Build in a few breaks between acts.

Besides the performances, an open mic is also a place for the community to come together. Putting one or two breaks into the flow of the event will allow audience members to socialize with each other and the performers, as well as getting food or drinks if your venue allows. This idea will also give you more time to set up for upcoming acts that may need extra equipment.

Point people back to your cause throughout the night.

Since your open mic is a fundraiser at its core, remind people of the cause at the beginning and end of the show. Announcing the breaks in the show is also a great place to plug donations so people can take those opportunities to give. If you advertise your cause well before the event, you may get a few performers who center their acts around it.

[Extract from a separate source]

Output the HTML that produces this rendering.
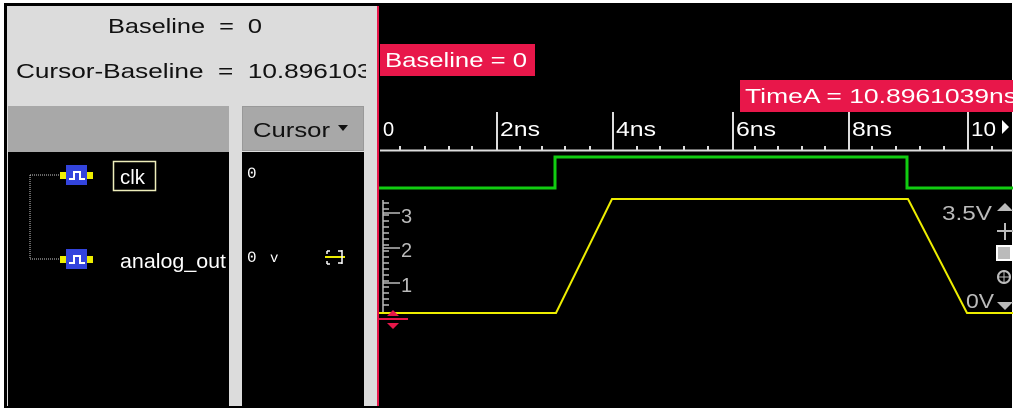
<!DOCTYPE html>
<html><head><style>
body{margin:0;width:1013px;height:411px;overflow:hidden;background:#fff;font-family:"Liberation Sans",sans-serif;position:relative}
.a{position:absolute}
</style></head><body>
<div class="a" style="left:4px;top:3px;width:1008px;height:405px;background:#000"></div>
<div class="a" style="left:7px;top:6px;width:371px;height:400px;background:#dcdcdc"></div>
<div class="a" style="left:8px;top:106px;width:221px;height:46px;background:#a8a8a8"></div>
<div class="a" style="left:242px;top:106px;width:122px;height:45px;background:#a8a8a8;border:1px solid #999;box-sizing:border-box"></div>
<div class="a" style="left:8px;top:152px;width:221px;height:254px;background:#000"></div>
<div class="a" style="left:242px;top:152px;width:122px;height:254px;background:#000"></div>
<svg class="a" style="left:0;top:0" width="1013" height="411" font-family="Liberation Sans">
<g fill="#111" font-size="20">
<text x="108" y="33" textLength="154" lengthAdjust="spacingAndGlyphs">Baseline&#160; = &#160;0</text>
<svg x="0" y="0" width="366" height="100"><text x="16" y="78" textLength="370" lengthAdjust="spacingAndGlyphs">Cursor-Baseline&#160; = &#160;10.8961039</text></svg>
<text x="253" y="137" textLength="77" lengthAdjust="spacingAndGlyphs">Cursor</text>
</g>
<path d="M338 125h10l-5 6z" fill="#111"/>
<g stroke="#ccc" stroke-dasharray="1,1" fill="none"><path d="M30 175H60M30 175V259M30 259H60"/></g>
<g><rect x="60" y="172" width="6" height="7" fill="#ee0"/><rect x="66" y="165" width="21" height="20" fill="#3344dd"/><rect x="87" y="172" width="6" height="7" fill="#ee0"/><path d="M69 179h5v-7h6v7h5" stroke="#fff" stroke-width="2" fill="none"/></g>
<g><rect x="60" y="256" width="6" height="7" fill="#ee0"/><rect x="66" y="249" width="21" height="20" fill="#3344dd"/><rect x="87" y="256" width="6" height="7" fill="#ee0"/><path d="M69 263h5v-7h6v7h5" stroke="#fff" stroke-width="2" fill="none"/></g>
<rect x="113.5" y="161.5" width="42" height="29" fill="none" stroke="#eeeebb" stroke-width="1.5"/>
<g fill="#fff" font-size="20">
<text x="120" y="184" textLength="25" lengthAdjust="spacingAndGlyphs">clk</text>
<text x="120" y="268" textLength="106" lengthAdjust="spacingAndGlyphs">analog_out</text>
</g>
<text x="247" y="178" fill="#fff" font-size="16" font-family="Liberation Mono">0</text>
<text x="247" y="262" fill="#fff" font-size="16" font-family="Liberation Mono">0</text>
<text x="270" y="262" fill="#fff" font-size="14" font-family="Liberation Mono">v</text>
<path d="M325 257h20" stroke="#ee0" stroke-width="2"/>
<path d="M327 251v3M327 261v3M342 250v14M338 251h4M338 263h4M327 251h3M327 264h3" stroke="#fff" stroke-width="1.5"/>
<rect x="377" y="6" width="2" height="400" fill="#e8174a"/>
<rect x="380" y="44" width="155" height="32" fill="#e8174a"/>
<text x="385" y="67" fill="#fff" font-size="20" textLength="142" lengthAdjust="spacingAndGlyphs">Baseline = 0</text>
<rect x="740" y="80" width="273" height="32" fill="#e8174a"/>
<svg x="740" y="80" width="273" height="32"><text x="5" y="23" fill="#fff" font-size="20" textLength="272" lengthAdjust="spacingAndGlyphs">TimeA = 10.8961039ns</text></svg>
<path d="M380 150.5H1013" stroke="#ddd" stroke-width="2"/>
<g stroke="#ddd" stroke-width="2">
<path d="M497 112V150M613 112V150M733 112V150M849 112V150M968 112V150"/>
<path d="M400 146v4M425 146v4M449 146v4M472 146v4M520 146v4M542 146v4M565 146v4M590 146v4M637 146v4M660 146v4M684 146v4M708 146v4M755 146v4M778 146v4M802 146v4M825 146v4M872 146v4M896 146v4M920 146v4M944 146v4M992 146v4"/>
</g>
<g fill="#fff" font-size="20">
<text x="383" y="136">0</text>
<text x="500" y="136" textLength="40" lengthAdjust="spacingAndGlyphs">2ns</text>
<text x="616" y="136" textLength="40" lengthAdjust="spacingAndGlyphs">4ns</text>
<text x="736" y="136" textLength="40" lengthAdjust="spacingAndGlyphs">6ns</text>
<text x="852" y="136" textLength="40" lengthAdjust="spacingAndGlyphs">8ns</text>
<text x="971" y="136" textLength="25" lengthAdjust="spacingAndGlyphs">10</text></g>
<path d="M1002 120l7 7-7 7z" fill="#fff"/>
<path d="M379 188H555V157H907V188H1013" stroke="#1c1" stroke-width="3" fill="none"/>
<path d="M379 313H556L612 199H908L967 313H1013" stroke="#ee0" stroke-width="2" fill="none"/>
<g stroke="#bbb" stroke-width="1.5"><path d="M383 200V312"/>
<path d="M383 203h6M383 209h6M383 215h6M383 221h6M383 227h6M383 233h6M383 239h6M383 245h6M383 251h6M383 257h6M383 263h6M383 269h6M383 275h6M383 281h6M383 287h6M383 293h6M383 299h6M383 305h6M383 213h17M383 248h17M383 283h17"/></g>
<g fill="#bbb" font-size="20"><text x="401" y="223">3</text><text x="401" y="257">2</text><text x="401" y="292">1</text>
<text x="942" y="220" textLength="50" lengthAdjust="spacingAndGlyphs">3.5V</text><text x="966" y="308" textLength="28" lengthAdjust="spacingAndGlyphs">0V</text></g>
<path d="M997 211l8-8 8 8z M997 302l8 8 8-8z" fill="#bbb"/>
<path d="M1005 223v17M997 231h16" stroke="#bbb" stroke-width="2"/>
<rect x="997" y="246" width="14" height="14" fill="#bbb" stroke="#fff" stroke-width="2"/>
<circle cx="1004" cy="277" r="6" fill="none" stroke="#bbb" stroke-width="2"/>
<path d="M1004 271v12M998 277h12" stroke="#bbb"/>
<path d="M377 319H408" stroke="#e8174a" stroke-width="2"/>
<path d="M387 316l6-6 6 6zM387 323l6 6 6-6z" fill="#e8174a"/>
</svg>
</body></html>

Other Fundraisers to Pair with Open Mic Nights

  • Restaurant fundraisers. If you host your open mic at a coffee shop or bar, talk to the owners about donating part of the proceeds from food and drink sales during the event to your cause.
  • Raffles. Sell raffle tickets during the breaks in the show and pick winners at the end.
  • T-shirts. Either design a t-shirt specifically for the event and sell it there, or sell general t-shirts with your organization’s logo.
  • Text-to-give. Display your organization’s text-to-give number at the event to give attendees another option for donating.